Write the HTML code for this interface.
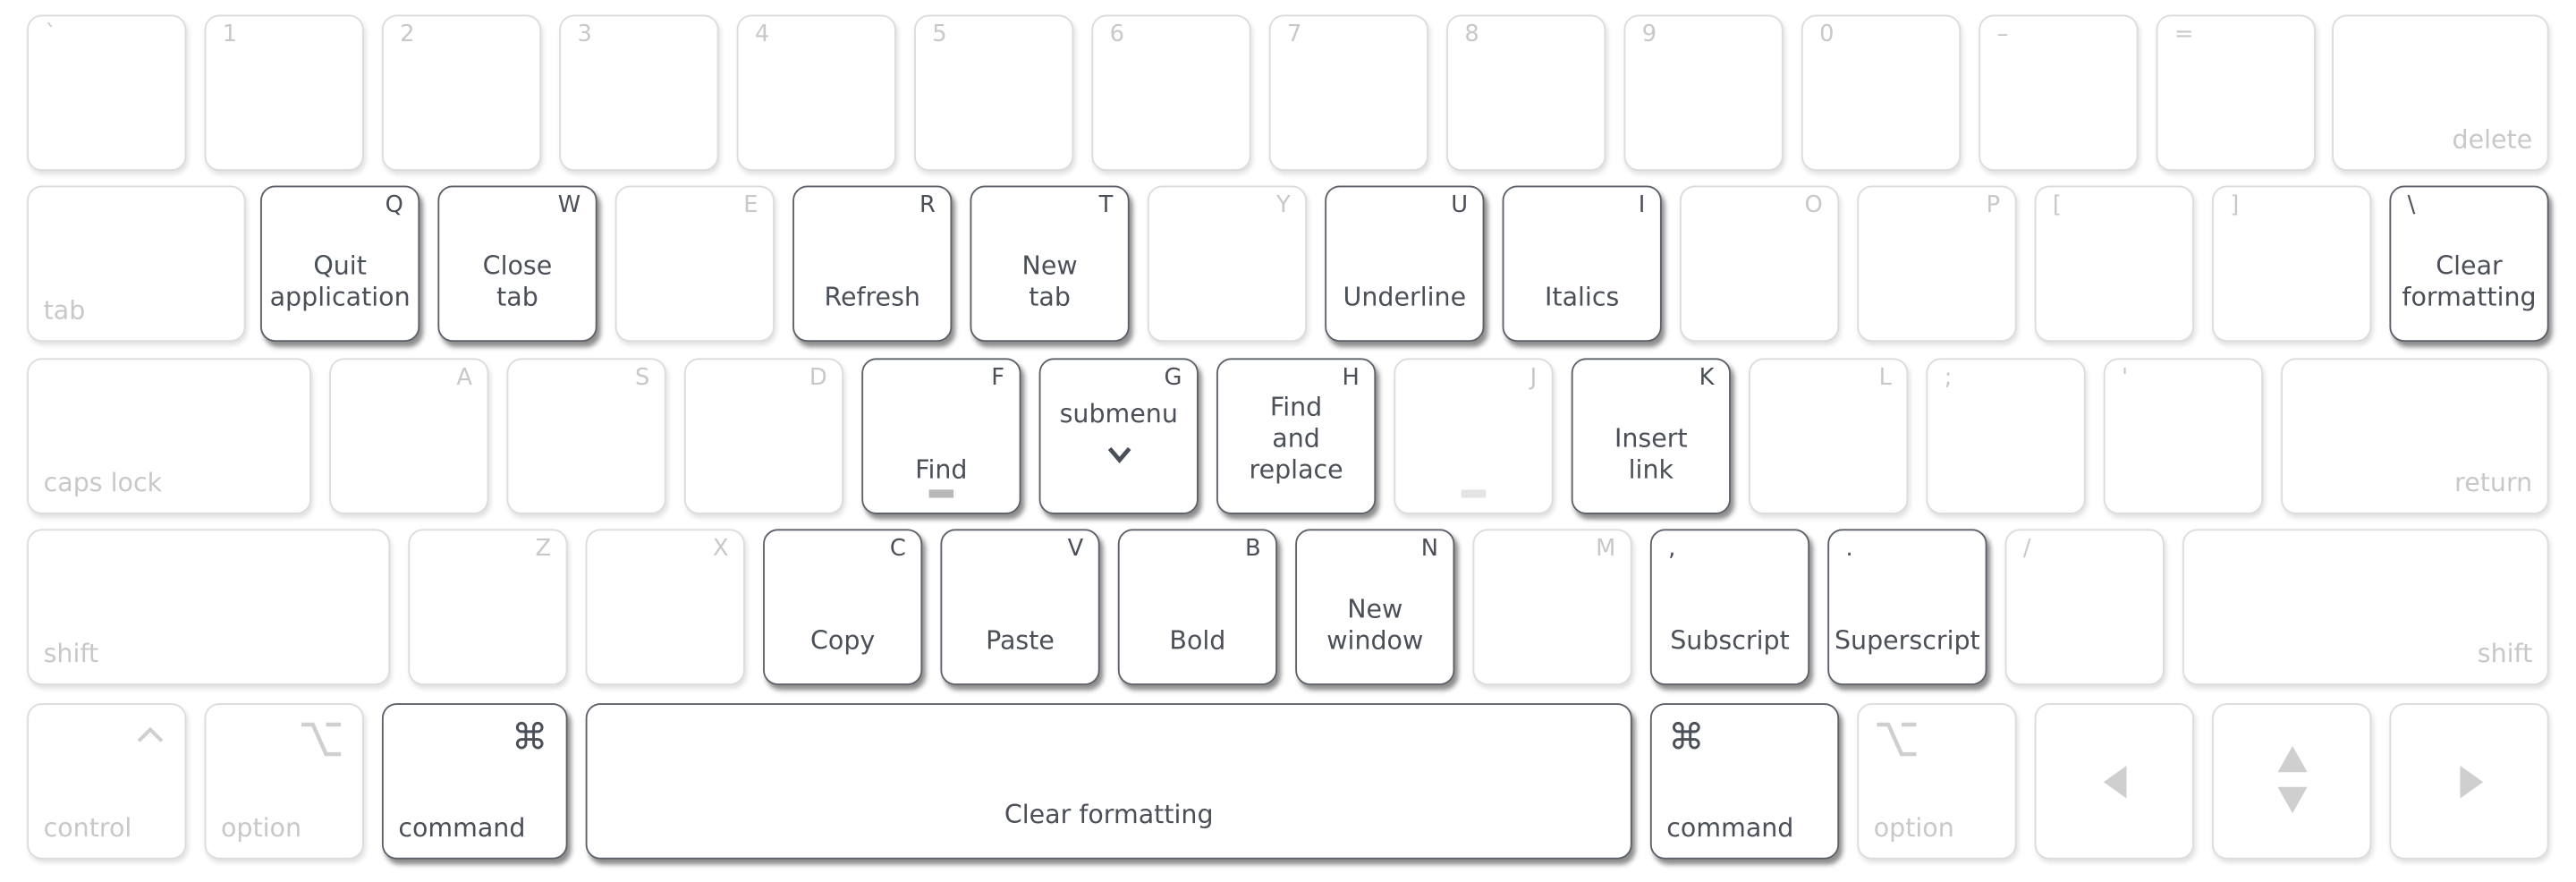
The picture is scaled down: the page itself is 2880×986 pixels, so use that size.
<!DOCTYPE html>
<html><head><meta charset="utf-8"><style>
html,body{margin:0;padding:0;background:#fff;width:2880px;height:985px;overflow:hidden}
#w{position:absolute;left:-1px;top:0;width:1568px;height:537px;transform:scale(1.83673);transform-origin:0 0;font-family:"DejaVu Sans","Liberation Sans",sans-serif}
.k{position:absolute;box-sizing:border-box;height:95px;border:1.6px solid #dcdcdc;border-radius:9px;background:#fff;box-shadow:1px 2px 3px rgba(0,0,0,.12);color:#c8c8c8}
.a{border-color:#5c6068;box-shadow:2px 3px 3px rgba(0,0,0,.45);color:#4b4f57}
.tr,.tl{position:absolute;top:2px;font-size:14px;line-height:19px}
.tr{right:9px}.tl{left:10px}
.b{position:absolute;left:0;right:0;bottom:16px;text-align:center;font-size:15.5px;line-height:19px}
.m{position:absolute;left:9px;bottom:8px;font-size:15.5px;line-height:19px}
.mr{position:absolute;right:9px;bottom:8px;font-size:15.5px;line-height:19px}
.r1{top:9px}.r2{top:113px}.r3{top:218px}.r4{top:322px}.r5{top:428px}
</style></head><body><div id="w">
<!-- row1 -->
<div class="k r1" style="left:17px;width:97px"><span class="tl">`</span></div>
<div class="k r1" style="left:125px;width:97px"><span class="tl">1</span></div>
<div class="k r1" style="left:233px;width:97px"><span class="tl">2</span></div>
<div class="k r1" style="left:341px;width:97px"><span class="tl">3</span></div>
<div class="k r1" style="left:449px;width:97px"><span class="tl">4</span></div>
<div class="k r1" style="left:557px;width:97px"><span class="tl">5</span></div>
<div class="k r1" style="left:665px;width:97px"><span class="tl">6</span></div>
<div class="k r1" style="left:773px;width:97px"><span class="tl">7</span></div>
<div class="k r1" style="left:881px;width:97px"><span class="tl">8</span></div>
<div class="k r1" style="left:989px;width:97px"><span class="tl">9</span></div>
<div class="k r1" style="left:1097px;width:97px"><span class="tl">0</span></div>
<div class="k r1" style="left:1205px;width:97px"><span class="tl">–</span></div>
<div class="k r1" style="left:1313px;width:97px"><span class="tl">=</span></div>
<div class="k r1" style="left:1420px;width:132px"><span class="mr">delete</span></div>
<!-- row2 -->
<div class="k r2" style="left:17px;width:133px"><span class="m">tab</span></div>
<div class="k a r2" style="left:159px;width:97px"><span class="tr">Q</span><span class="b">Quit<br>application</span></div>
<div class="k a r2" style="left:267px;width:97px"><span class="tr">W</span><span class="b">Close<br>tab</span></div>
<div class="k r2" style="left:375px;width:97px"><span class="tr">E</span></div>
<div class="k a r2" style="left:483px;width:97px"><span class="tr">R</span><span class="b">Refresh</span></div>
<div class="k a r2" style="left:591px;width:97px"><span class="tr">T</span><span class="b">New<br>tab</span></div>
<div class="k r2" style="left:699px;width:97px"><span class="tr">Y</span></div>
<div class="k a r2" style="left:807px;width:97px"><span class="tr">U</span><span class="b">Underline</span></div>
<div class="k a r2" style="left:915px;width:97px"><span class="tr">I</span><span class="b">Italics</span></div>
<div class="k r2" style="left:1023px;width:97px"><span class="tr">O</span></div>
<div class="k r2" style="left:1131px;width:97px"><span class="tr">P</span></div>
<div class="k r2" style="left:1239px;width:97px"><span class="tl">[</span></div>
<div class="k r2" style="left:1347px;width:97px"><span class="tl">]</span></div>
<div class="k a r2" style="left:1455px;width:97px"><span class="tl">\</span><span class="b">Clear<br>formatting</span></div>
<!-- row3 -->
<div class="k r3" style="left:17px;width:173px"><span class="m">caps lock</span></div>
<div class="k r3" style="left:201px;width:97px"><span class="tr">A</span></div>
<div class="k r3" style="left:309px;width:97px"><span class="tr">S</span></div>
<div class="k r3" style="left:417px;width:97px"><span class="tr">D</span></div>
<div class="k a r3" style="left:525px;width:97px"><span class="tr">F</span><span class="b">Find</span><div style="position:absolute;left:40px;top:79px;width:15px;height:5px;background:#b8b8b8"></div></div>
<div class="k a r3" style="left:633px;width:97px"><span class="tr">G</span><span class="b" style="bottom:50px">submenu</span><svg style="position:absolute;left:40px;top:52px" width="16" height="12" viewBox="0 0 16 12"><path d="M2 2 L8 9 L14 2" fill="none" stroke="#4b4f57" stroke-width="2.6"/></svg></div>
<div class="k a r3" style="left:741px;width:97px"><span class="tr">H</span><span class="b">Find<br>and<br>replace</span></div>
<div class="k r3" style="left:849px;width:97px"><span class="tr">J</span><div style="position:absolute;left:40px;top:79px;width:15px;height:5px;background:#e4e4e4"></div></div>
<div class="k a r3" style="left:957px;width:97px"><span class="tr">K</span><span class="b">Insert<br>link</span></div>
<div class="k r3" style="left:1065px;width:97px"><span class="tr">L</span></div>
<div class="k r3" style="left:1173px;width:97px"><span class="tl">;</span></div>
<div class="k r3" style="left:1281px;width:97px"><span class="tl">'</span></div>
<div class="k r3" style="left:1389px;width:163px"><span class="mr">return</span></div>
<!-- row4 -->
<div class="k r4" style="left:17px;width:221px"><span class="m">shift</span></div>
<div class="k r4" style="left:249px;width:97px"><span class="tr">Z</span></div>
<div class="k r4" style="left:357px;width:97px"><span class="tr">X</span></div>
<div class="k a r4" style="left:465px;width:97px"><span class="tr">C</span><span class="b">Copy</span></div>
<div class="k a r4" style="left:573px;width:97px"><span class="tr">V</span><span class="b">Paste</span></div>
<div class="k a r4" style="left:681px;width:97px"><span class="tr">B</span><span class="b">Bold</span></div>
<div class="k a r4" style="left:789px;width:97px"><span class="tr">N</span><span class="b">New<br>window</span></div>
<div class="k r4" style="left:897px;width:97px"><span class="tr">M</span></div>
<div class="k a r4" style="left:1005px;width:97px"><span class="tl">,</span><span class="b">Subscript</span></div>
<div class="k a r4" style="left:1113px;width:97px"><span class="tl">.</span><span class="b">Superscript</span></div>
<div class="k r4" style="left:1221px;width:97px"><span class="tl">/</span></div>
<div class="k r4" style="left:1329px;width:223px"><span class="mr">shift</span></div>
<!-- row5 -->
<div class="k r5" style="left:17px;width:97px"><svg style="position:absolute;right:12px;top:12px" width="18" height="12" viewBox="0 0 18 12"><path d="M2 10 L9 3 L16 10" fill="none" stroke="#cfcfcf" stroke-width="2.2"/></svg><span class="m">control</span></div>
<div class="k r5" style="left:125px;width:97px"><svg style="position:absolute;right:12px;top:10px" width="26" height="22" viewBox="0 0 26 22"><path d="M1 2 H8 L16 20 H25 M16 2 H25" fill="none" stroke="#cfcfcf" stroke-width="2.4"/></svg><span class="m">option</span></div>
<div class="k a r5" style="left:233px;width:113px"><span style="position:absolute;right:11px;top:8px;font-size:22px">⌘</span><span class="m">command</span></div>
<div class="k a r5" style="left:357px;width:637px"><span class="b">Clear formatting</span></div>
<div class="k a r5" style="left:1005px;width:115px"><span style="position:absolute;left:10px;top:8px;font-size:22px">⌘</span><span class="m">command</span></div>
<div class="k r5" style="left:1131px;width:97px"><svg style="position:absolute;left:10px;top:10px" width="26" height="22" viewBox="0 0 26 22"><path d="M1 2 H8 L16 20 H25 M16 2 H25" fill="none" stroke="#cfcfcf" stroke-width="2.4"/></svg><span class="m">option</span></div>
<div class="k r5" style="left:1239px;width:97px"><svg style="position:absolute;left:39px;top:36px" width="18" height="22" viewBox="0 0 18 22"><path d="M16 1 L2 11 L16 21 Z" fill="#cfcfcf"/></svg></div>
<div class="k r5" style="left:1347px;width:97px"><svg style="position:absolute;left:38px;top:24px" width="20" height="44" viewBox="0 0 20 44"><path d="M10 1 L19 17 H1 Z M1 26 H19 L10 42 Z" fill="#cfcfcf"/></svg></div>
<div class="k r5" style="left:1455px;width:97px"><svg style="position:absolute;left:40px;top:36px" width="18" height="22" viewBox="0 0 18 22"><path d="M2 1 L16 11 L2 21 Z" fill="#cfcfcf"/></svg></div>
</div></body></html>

[To be done] Calculate how many lines of the material include the string "size", and state that number by itself.

[Full output] 7